2002 saw the release of Oldfield's first new album of the Millennium, entitled Tres Lunas. This was also the first publicly released MusicVR game, also titled Tres Lunas. A demo version of the game came on a second CD packaged with the album, with the full version available for purchase from Oldfield's website. The game has since become available for free. The game featured segments of music from the album Tres Lunas, along with specially composed music. In the game players can fly around the world, collecting a maximum of 7 gold rings, which change the music played. Players can also study or manipulate many objects, with various consequences.

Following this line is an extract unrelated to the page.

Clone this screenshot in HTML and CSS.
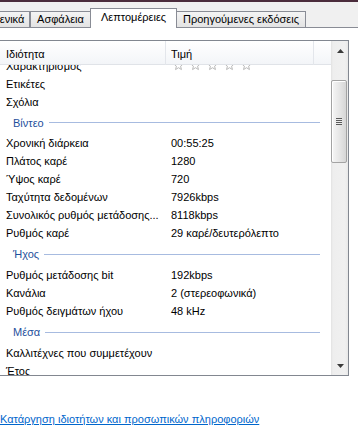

By the time of the first release, Oldfield had also expressed the desire for people to share their game with others, and thus the game became a multiplayer game, with people connecting to the game world via the Internet. Each person could have their own avatar, which they would use to fly around the virtual worlds. A maximum of 13 avatars can be in use at any one time, with others being observers, all having the ability to chat. Oldfield would log in from time to time in order to chat with his fans live. Oldfield was interviewed about the game and his faith on The Heaven and Earth Show on BBC One.

== Track listing ==
1. "Misty" – 3:59
2. "No Mans Land" – 6:08
3. "Return to the Origin" – 4:38
4. "Landfall" – 2:19
5. "Viper" – 4:32
6. "Turtle Island" – 3:40
7. "To Be Free" – 4:21
8. "Fire Fly" – 3:46
9. "Tres Lunas" – 4:35
10. "Daydream" – 2:15
11. "Thou Art in Heaven" – 5:22
12. "Sirius" – 5:47
13. "No Mans Land" (Reprise) – 2:56
14. "To Be Free" (Radio edit) (Bonus track) – 3:56

== Personnel ==
- Mike Oldfield
- Sally Oldfield – Spoken voice
- Jude Sim – Vocals on "To Be Free"
- Amar – Vocals
- Ben Darlow – Assistant engineer
- Philip Lewis – Percussion programming (assistant at Plan 1)
- Thomas Süssmair – Percussion programming (assistant at Plan 1)

== Charts ==

Chart performance for Tres Lunas
| Chart (2002) | Peak position |
|---|---|
| Hungarian Albums (MAHASZ) | 9 |

==Certifications==

| Region | Certification | Certified units/sales |
| Spain (Promusicae) | Platinum | 100,000^{^} |
^{^} Shipments figures based on certification alone.